# [Stated exercise]
Word for word, restate the lines from the start of the data below through the line containing "</TitleBar>".

# [Available data]
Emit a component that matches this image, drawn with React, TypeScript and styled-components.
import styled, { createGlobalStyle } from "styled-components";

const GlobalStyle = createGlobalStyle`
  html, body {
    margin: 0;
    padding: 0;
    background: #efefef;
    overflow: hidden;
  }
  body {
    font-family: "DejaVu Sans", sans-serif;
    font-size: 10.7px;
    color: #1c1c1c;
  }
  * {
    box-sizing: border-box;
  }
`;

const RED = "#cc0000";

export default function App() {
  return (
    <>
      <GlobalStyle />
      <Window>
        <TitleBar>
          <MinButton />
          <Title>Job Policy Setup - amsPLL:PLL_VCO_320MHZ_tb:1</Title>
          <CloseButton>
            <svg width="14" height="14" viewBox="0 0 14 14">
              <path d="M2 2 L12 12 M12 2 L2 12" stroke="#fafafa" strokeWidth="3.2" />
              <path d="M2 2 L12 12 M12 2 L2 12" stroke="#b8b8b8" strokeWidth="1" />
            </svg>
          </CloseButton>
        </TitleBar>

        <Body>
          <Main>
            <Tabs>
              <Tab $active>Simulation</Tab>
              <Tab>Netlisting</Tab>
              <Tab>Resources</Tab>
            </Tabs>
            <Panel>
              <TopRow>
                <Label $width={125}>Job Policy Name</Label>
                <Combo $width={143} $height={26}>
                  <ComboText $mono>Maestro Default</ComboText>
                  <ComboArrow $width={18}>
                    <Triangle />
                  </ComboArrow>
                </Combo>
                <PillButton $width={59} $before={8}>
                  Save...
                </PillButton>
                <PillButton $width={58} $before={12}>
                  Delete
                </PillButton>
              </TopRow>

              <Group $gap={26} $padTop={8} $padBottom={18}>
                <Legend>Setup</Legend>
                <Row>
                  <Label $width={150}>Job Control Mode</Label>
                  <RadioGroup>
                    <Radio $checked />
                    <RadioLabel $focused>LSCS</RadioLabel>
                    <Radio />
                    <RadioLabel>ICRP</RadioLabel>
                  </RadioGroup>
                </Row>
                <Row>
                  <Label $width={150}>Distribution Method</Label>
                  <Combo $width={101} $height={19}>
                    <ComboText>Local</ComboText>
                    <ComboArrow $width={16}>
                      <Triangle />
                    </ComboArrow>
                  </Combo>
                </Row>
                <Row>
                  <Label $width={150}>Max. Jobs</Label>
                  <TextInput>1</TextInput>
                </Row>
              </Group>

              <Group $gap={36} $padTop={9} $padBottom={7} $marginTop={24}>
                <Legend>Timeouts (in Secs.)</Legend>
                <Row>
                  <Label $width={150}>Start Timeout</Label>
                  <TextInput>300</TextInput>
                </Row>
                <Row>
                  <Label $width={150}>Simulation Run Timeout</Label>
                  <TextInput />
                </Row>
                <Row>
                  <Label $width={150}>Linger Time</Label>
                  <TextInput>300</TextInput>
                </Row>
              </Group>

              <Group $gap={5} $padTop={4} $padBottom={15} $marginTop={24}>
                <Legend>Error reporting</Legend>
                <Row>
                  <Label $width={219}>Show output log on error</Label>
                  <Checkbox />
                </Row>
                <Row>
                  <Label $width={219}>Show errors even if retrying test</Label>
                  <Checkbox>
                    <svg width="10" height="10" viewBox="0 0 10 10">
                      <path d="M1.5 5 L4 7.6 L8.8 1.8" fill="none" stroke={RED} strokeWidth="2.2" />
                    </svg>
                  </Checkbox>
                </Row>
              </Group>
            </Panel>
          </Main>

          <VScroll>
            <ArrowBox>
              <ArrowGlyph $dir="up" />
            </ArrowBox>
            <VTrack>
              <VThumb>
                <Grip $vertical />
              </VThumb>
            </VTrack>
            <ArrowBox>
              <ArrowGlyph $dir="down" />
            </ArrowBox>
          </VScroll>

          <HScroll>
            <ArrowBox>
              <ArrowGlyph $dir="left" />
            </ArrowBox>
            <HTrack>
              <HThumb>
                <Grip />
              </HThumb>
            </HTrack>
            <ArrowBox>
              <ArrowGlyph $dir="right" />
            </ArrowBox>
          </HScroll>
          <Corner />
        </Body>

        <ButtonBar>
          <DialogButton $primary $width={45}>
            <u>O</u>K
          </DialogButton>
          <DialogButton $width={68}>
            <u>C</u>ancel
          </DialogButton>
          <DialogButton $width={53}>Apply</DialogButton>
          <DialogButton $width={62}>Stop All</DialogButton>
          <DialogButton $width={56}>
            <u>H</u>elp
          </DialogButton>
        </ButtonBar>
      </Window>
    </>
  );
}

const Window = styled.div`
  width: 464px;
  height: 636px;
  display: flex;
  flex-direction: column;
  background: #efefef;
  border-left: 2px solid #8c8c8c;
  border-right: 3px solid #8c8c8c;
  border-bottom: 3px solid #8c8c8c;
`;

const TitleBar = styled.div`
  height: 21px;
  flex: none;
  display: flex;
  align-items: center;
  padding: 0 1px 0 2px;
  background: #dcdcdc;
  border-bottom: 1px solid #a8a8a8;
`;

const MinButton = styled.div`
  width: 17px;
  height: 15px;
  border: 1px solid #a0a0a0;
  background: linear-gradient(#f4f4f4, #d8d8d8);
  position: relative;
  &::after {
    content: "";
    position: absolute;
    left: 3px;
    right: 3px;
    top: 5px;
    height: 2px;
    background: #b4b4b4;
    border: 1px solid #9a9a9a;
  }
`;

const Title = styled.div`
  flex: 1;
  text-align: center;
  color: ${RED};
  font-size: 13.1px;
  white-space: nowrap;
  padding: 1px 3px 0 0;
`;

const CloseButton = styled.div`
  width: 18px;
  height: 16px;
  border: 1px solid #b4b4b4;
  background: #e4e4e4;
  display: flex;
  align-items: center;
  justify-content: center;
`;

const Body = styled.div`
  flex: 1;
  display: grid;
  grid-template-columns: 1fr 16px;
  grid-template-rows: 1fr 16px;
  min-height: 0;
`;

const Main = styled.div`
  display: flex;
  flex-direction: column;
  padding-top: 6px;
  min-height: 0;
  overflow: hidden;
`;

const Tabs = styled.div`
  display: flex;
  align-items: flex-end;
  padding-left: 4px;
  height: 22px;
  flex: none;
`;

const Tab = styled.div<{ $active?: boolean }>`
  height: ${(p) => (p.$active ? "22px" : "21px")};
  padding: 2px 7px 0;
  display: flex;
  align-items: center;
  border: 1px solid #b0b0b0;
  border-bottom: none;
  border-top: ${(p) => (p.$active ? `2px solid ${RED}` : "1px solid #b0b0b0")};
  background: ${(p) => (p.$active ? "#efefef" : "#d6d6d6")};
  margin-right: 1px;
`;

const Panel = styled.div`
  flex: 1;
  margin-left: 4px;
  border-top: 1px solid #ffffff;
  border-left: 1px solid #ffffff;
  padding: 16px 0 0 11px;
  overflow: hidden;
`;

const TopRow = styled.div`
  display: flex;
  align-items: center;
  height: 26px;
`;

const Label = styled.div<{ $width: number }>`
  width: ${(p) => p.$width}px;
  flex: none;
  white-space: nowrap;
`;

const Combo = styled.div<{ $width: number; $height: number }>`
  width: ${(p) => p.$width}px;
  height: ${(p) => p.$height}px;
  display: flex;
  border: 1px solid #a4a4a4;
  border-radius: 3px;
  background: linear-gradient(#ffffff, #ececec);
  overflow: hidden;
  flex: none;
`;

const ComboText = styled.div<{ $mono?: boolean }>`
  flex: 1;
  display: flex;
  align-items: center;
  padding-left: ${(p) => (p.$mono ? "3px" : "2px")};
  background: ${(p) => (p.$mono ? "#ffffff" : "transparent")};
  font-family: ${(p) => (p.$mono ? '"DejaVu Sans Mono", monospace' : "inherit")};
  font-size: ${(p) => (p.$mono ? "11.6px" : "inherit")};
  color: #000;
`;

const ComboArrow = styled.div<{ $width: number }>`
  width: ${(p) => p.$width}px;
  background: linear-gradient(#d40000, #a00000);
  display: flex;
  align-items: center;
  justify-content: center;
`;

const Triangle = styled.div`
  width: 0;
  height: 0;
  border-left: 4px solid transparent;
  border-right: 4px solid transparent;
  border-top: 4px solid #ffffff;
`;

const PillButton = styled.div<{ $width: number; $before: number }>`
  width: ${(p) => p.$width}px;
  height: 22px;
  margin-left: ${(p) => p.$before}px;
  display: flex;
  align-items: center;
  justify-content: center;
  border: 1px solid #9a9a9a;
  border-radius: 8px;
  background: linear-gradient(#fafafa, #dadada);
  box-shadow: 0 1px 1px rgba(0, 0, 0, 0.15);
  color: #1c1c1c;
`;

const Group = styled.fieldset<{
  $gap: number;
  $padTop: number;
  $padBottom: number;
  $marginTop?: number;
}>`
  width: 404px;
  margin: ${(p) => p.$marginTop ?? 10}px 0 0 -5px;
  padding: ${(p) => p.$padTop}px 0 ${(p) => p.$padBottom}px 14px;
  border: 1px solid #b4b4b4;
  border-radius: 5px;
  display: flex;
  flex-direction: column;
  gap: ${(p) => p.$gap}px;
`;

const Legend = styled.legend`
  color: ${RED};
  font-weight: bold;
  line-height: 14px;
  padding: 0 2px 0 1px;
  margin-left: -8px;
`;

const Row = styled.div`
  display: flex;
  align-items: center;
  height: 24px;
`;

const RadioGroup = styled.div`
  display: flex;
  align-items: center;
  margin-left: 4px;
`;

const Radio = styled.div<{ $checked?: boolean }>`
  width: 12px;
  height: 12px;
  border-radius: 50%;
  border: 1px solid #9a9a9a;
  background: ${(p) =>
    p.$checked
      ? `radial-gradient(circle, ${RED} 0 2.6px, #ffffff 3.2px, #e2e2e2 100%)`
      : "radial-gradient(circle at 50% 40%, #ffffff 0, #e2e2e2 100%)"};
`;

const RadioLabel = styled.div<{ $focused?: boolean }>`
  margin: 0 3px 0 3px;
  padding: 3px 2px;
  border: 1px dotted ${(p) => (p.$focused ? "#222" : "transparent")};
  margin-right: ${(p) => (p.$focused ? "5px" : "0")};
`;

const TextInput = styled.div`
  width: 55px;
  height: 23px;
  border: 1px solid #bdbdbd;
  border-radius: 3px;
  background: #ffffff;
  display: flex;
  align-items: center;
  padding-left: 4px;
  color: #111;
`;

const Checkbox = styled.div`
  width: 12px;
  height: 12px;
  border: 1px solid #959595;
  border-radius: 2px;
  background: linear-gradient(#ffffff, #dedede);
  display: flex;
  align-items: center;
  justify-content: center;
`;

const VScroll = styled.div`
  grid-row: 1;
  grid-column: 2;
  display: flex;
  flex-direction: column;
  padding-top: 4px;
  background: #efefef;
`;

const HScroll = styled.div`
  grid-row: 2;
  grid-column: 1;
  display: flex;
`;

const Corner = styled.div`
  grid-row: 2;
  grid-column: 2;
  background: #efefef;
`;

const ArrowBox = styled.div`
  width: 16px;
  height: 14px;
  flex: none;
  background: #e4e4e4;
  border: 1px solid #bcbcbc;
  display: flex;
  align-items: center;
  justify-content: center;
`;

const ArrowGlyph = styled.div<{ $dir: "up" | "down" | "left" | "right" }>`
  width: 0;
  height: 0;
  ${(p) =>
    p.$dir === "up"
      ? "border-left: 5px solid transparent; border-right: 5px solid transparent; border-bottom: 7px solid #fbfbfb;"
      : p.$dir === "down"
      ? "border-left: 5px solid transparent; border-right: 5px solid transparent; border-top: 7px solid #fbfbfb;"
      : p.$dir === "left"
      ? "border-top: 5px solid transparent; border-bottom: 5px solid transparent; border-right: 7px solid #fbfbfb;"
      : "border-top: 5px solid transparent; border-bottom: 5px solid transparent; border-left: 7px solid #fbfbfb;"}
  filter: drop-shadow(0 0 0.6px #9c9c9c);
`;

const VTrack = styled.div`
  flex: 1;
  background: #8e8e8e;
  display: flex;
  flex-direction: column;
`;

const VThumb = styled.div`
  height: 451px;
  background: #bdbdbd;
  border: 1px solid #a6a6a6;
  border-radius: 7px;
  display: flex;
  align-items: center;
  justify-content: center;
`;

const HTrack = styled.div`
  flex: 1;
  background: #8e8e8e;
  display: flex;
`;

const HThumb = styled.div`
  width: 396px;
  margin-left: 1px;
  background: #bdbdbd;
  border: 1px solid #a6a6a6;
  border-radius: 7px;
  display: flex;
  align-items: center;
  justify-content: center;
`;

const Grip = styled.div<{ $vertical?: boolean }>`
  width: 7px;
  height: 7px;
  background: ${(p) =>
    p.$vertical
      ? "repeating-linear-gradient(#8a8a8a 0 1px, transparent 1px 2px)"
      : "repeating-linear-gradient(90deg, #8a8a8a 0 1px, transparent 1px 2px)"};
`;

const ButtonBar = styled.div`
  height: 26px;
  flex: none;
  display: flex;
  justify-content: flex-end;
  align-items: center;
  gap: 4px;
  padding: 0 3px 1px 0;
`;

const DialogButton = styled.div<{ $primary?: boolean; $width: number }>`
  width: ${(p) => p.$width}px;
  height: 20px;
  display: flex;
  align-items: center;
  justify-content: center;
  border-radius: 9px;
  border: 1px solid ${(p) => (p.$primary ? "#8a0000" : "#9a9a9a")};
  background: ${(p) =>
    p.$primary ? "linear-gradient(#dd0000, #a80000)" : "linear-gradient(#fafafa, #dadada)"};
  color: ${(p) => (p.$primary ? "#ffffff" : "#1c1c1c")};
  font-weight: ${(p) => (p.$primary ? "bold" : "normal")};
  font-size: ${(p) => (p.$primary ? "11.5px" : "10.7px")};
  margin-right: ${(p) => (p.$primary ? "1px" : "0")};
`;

# [Output below]
Emit a component that matches this image, drawn with React, TypeScript and styled-components.
import styled, { createGlobalStyle } from "styled-components";

const GlobalStyle = createGlobalStyle`
  html, body {
    margin: 0;
    padding: 0;
    background: #efefef;
    overflow: hidden;
  }
  body {
    font-family: "DejaVu Sans", sans-serif;
    font-size: 10.7px;
    color: #1c1c1c;
  }
  * {
    box-sizing: border-box;
  }
`;

const RED = "#cc0000";

export default function App() {
  return (
    <>
      <GlobalStyle />
      <Window>
        <TitleBar>
          <MinButton />
          <Title>Job Policy Setup - amsPLL:PLL_VCO_320MHZ_tb:1</Title>
          <CloseButton>
            <svg width="14" height="14" viewBox="0 0 14 14">
              <path d="M2 2 L12 12 M12 2 L2 12" stroke="#fafafa" strokeWidth="3.2" />
              <path d="M2 2 L12 12 M12 2 L2 12" stroke="#b8b8b8" strokeWidth="1" />
            </svg>
          </CloseButton>
        </TitleBar>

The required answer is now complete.